One thing that distinguishes Arbitrum from other Layer 2 technologies is its fast block time. Arbitrum One makes blocks every 250 milliseconds, and Orbit chains can be configured with block time as low as 100 milliseconds—if there are transactions arriving that quickly.
Let’s unpack how Arbitrum does this—but first, let’s review why it is important.
Why do we want fast block time?
The first advantage is obvious: faster blocks mean faster response time for users, which is great for user experience.
The second advantage of fast blocks is more subtle, but also quite important: it makes financial markets more efficient, and therefore attracts liquidity and leads to more market opportunities. Both theory and measurement (e.g., compare table 4A vs 4B in this Uniswap Labs paper) show that liquidity providers get better return on their investment when block times are fast, because less value is extracted by arbitragers. (tl;dr reason: Arbitragers exploit stale prices; faster blocks mean prices are less stale.) In a standard model known as “LVR with fees”, arbitrage extraction scales with the square root of the block time. This predicts that Arbitrum’s 250 millisecond block time leads to 65% lower arbitrage loss compared to a 2 second block time.
This pays off for users. Higher return for liquidity providers attracts more liquidity, and more liquidity means more and better trading opportunities for users. This is one big reason why Arbitrum One has more liquidity and more organic trading activity than any other L2, in DeFi applications like Uniswap.
How does Arbitrum provide fast block time?
So how does Arbitrum do it? There is an obvious answer and a less obvious one, which are both correct. Both tell part of the story.
The obvious answer is that the Arbitrum sequencer is designed and built with fast blocks in mind. This is reflected in many engineering decisions, large and small—and it’s a credit to the Offchain Labs engineering team which built the current sequencer.

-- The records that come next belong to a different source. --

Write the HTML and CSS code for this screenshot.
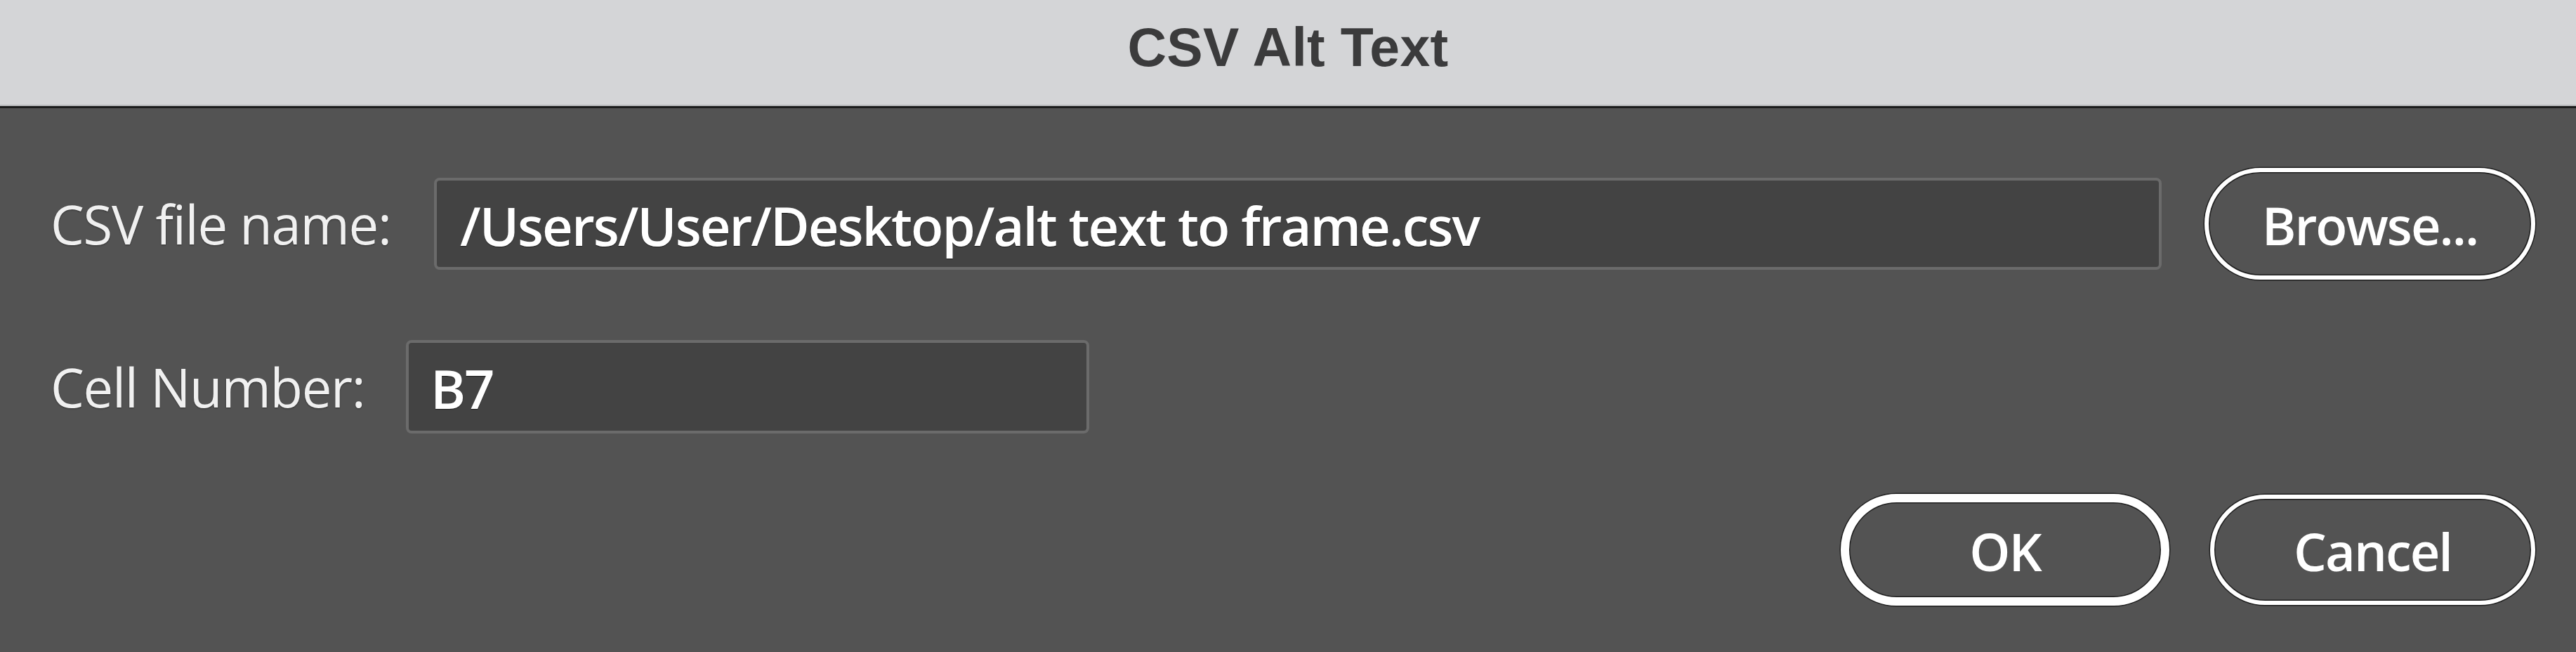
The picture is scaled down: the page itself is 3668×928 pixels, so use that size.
FILE: index.html
```html
<!DOCTYPE html>
<html lang="en">
<head>
<meta charset="utf-8">
<title>CSV Alt Text</title>
<link rel="stylesheet" href="styles.css">
</head>
<body>
<div class="dialog">
  <div class="titlebar"><span class="title">CSV Alt Text</span></div>
  <div class="content">
    <div class="row row-file">
      <label class="label label-file">CSV file name:</label>
      <div class="field field-file">/Users/User/Desktop/alt text to frame.csv</div>
      <button class="btn btn-browse">Browse...</button>
    </div>
    <div class="row row-cell">
      <label class="label label-cell">Cell Number:</label>
      <div class="field field-cell">B7</div>
    </div>
    <div class="row row-actions">
      <button class="btn btn-ok">OK</button>
      <button class="btn btn-cancel">Cancel</button>
    </div>
  </div>
</div>
</body>
</html>
```
FILE: styles.css
```css
html, body {
  margin: 0;
  padding: 0;
}
body {
  width: 3668px;
  height: 928px;
  overflow: hidden;
  background: #535353;
  font-family: "Open Sans", "Noto Sans", "Liberation Sans", sans-serif;
}
.dialog {
  display: flex;
  flex-direction: column;
  height: 928px;
}
.titlebar {
  height: 135px;
  padding-bottom: 16px;
  background: #d4d5d7;
  border-bottom: 3px solid #1c1c1c;
  box-shadow: inset 0 -2px 0 #b9babc;
  display: flex;
  align-items: center;
  justify-content: center;
}
.title {
  font-family: "Liberation Sans", Arial, sans-serif;
  font-weight: bold;
  font-size: 77px;
  color: #3b3b3c;
  letter-spacing: 0.3px;
}
.content {
  display: flex;
  flex-direction: column;
  gap: 86px;
  padding: 85px 58px 0 72px;
}
.row {
  display: flex;
  align-items: center;
}
.label {
  font-size: 76px;
  letter-spacing: -1.3px;
  color: #f0f0f0;
  text-shadow: 0 1px 2px rgba(0, 0, 0, 0.45);
  white-space: nowrap;
}
.label-file {
  width: 546px;
  flex: none;
}
.label-cell {
  width: 506px;
  flex: none;
}
.field {
  box-sizing: border-box;
  background: #434343;
  border: 4px solid #6b6b6b;
  border-radius: 8px;
  color: #ffffff;
  font-size: 76px;
  font-weight: 600;
  letter-spacing: -2px;
  display: flex;
  align-items: center;
  padding-left: 33px;
  padding-top: 4px;
  white-space: nowrap;
  text-shadow: 0 1px 1px rgba(0, 0, 0, 0.6);
}
.field-file {
  flex: 1;
  height: 131px;
  margin-right: 61px;
}
.field-cell {
  width: 973px;
  height: 133px;
  padding-left: 31px;
}
.btn {
  box-sizing: border-box;
  height: 159px;
  background: transparent;
  border: 6px solid #ffffff;
  border-radius: 80px;
  box-shadow: 0 0 0 1.5px #1e1e1e, inset 0 0 0 1.5px #1e1e1e;
  color: #ffffff;
  font-family: "Open Sans", "Noto Sans", "Liberation Sans", sans-serif;
  font-size: 74px;
  font-weight: 600;
  letter-spacing: -2px;
  padding: 4px 0 0 0;
  flex: none;
}
.btn-browse {
  width: 471px;
}
.row-actions {
  justify-content: flex-end;
  gap: 58px;
}
.btn-ok {
  width: 468px;
  border-width: 12px;
}
.btn-cancel {
  width: 463px;
  height: 157px;
}
```
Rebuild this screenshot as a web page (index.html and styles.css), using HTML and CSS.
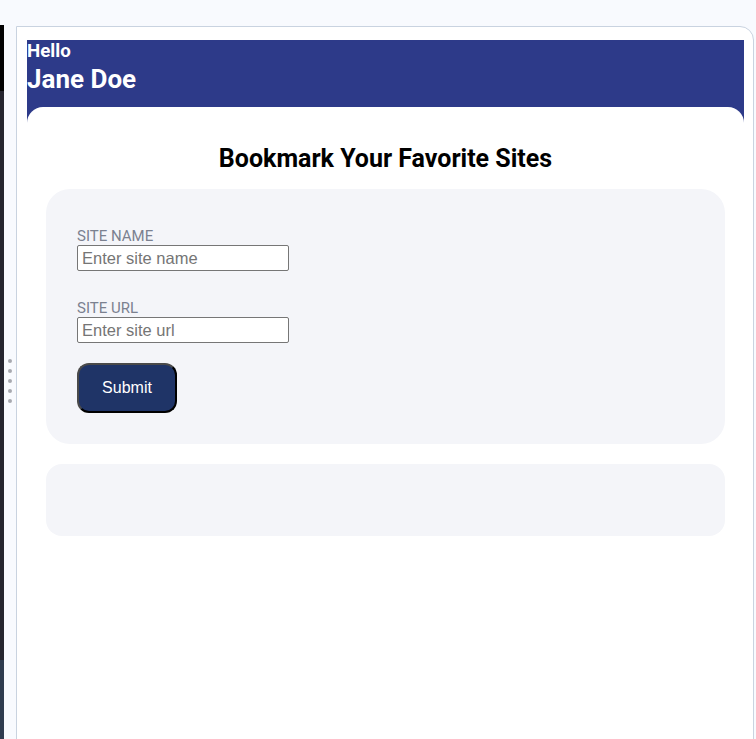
FILE: index.html
```html
<!DOCTYPE html>
<html lang="en">
<head>
<meta charset="utf-8">
<title>Bookmark Your Favorite Sites</title>
<link rel="stylesheet" href="styles.css">
</head>
<body>
  <div class="strip">
    <div class="strip-top"></div>
    <div class="strip-mid"></div>
    <div class="strip-bottom"></div>
  </div>
  <div class="gutter">
    <div class="handle">
      <span class="dot"></span><span class="dot"></span><span class="dot"></span><span class="dot"></span><span class="dot"></span>
    </div>
  </div>
  <div class="frame">
    <div class="app">
      <header class="greeting">
        <div class="hello">Hello</div>
        <div class="name">Jane Doe</div>
      </header>
      <main class="content">
        <h1 class="title">Bookmark Your Favorite Sites</h1>
        <form class="form-card">
          <label class="field-label" for="site-name">SITE NAME</label>
          <input class="field-input" id="site-name" type="text" placeholder="Enter site name">
          <label class="field-label second" for="site-url">SITE URL</label>
          <input class="field-input" id="site-url" type="text" placeholder="Enter site url">
          <button class="submit" type="button">Submit</button>
        </form>
        <section class="list-card"></section>
      </main>
    </div>
  </div>
</body>
</html>
```
FILE: styles.css
```css
html, body {
  margin: 0;
  padding: 0;
  height: 739px;
  overflow: hidden;
}
body {
  background: #f8fafe;
  display: flex;
  align-items: flex-start;
  padding-top: 25px;
  box-sizing: border-box;
  font-family: Roboto, "Liberation Sans", sans-serif;
}
.strip {
  width: 4px;
  height: 714px;
  display: flex;
  flex-direction: column;
  flex-shrink: 0;
}
.strip-top { height: 66px; background: #020202; }
.strip-mid { height: 569px; background: #25252f; }
.strip-bottom { flex: 1; background: #2e3b4f; }
.gutter {
  width: 12px;
  height: 714px;
  flex-shrink: 0;
  display: flex;
  justify-content: center;
  padding-top: 334px;
  box-sizing: border-box;
}
.handle {
  display: flex;
  flex-direction: column;
  gap: 6px;
}
.dot {
  width: 4px;
  height: 4px;
  border-radius: 50%;
  background: #a8a9b0;
}
.frame {
  margin-top: 1px;
  width: 738px;
  height: 800px;
  box-sizing: border-box;
  background: #ffffff;
  border: 1px solid #c9d3e0;
  border-radius: 0 14px 0 0;
  padding: 13px 9px 0 10px;
  flex-shrink: 0;
}
.app {
  background: #2d3a89;
  height: 100%;
  display: flex;
  flex-direction: column;
}
.greeting {
  color: #ffffff;
  font-weight: 700;
  padding-bottom: 11px;
}
.hello {
  font-size: 18.72px;
  line-height: 22px;
}
.name {
  font-size: 26px;
  line-height: 34px;
}
.content {
  flex: 1;
  background: #ffffff;
  border-radius: 16px 16px 0 0;
  padding: 38px 19px 0 19px;
}
.title {
  margin: 0 0 16px;
  text-align: center;
  font-size: 25px;
  line-height: 28px;
  font-weight: 700;
  color: #000000;
}
.form-card {
  background: #f4f5f9;
  border-radius: 24px;
  padding: 38px 30px 31px 31px;
  display: flex;
  flex-direction: column;
  align-items: flex-start;
  margin: 0;
}
.field-label {
  font-size: 15px;
  line-height: 18px;
  color: #7b8190;
  display: block;
}
.field-label.second {
  margin-top: 28px;
}
.field-input {
  width: 212px;
  height: 26px;
  box-sizing: border-box;
  border: 1px solid #767676;
  border-radius: 2px;
  padding: 1px 4px;
  font-family: "Liberation Sans", Arial, sans-serif;
  font-size: 16.5px;
  background: #ffffff;
  color: #000;
  margin: 0;
}
.field-input::placeholder {
  color: #757575;
}
.submit {
  margin-top: 20px;
  width: 100px;
  height: 50px;
  box-sizing: border-box;
  background: #1f3467;
  color: #ffffff;
  border: 2px solid;
  border-color: #4a4a4a #000000 #000000 #4a4a4a;
  border-radius: 12px;
  font-family: "Liberation Sans", Arial, sans-serif;
  font-size: 16px;
}
.list-card {
  margin-top: 20px;
  height: 72px;
  background: #f4f5f9;
  border-radius: 16px;
}
```
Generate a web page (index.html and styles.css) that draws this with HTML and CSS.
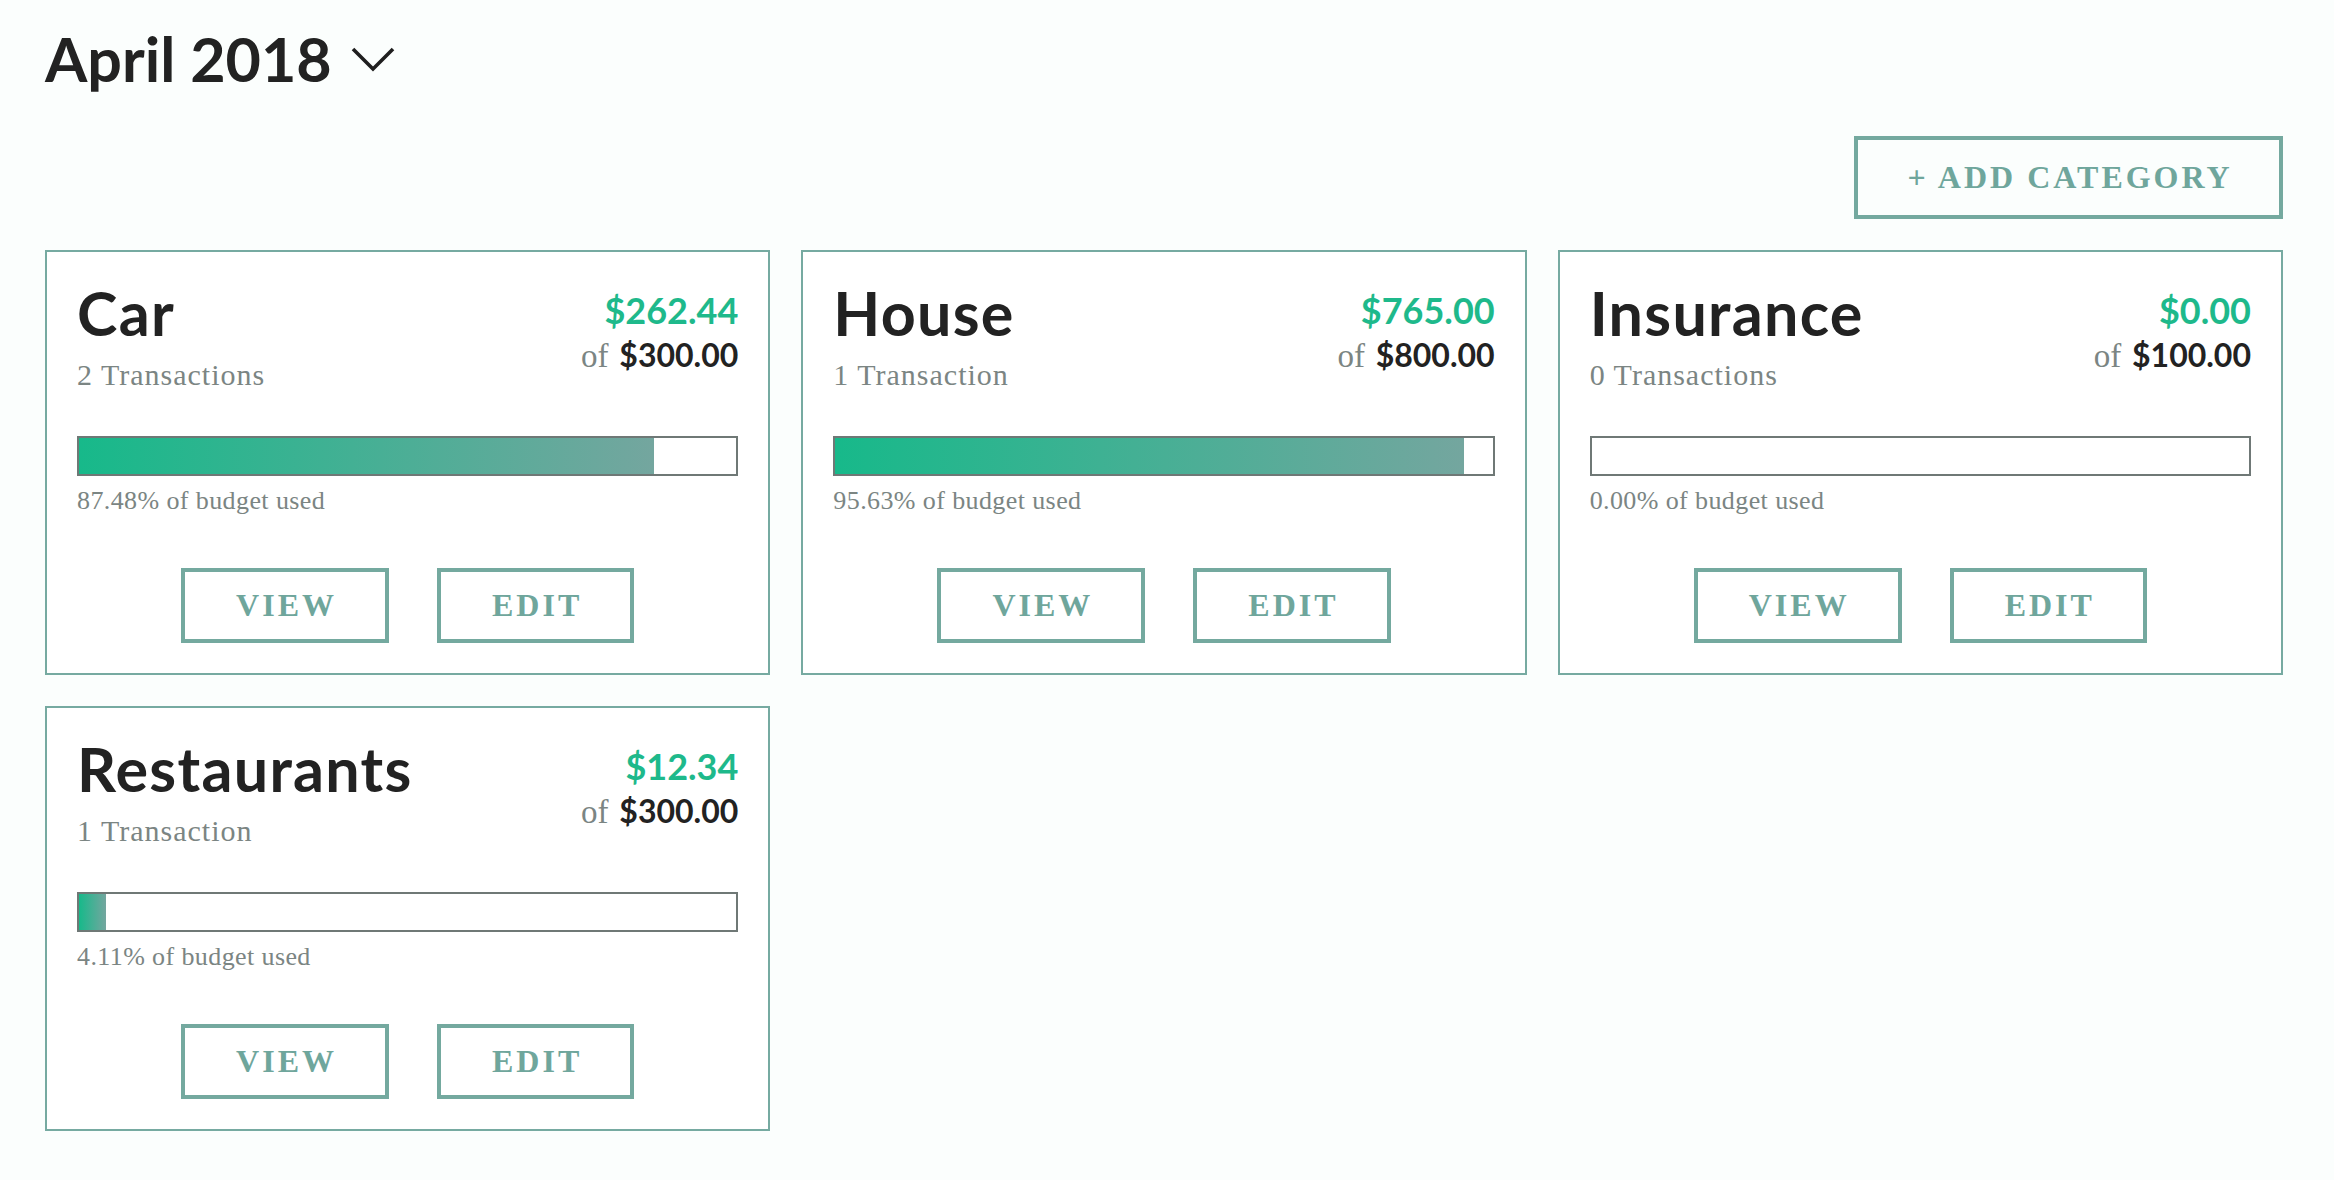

The less obvious answer is that the design reflects a subtle shift in mindset, from a “block building” model to a “sequencing” model.
Block building conventionally works like this: the system publishes a block; everyone sees the block; users submit transactions for the next block; incoming transactions accumulate in a mempool until some deadline is reached; the system builds the next block by selecting and arranging some transactions from the mempool; and the cycle repeats.
The block building model has it advantages, but it’s not fast. You’re not going to operate that cycle at anything like a 250 millisecond cadence at scale in the real world.
Sequencing thinks of the problem differently: pack the transactions into blocks as soon as they arrive, filtering out invalid ones. When the scheduled time for the next block is reached, publish the already-built block (unless it’s empty) and start over. Don’t stop and wait for anyone; and don’t force transactions to sit around in a mempool awaiting a decision.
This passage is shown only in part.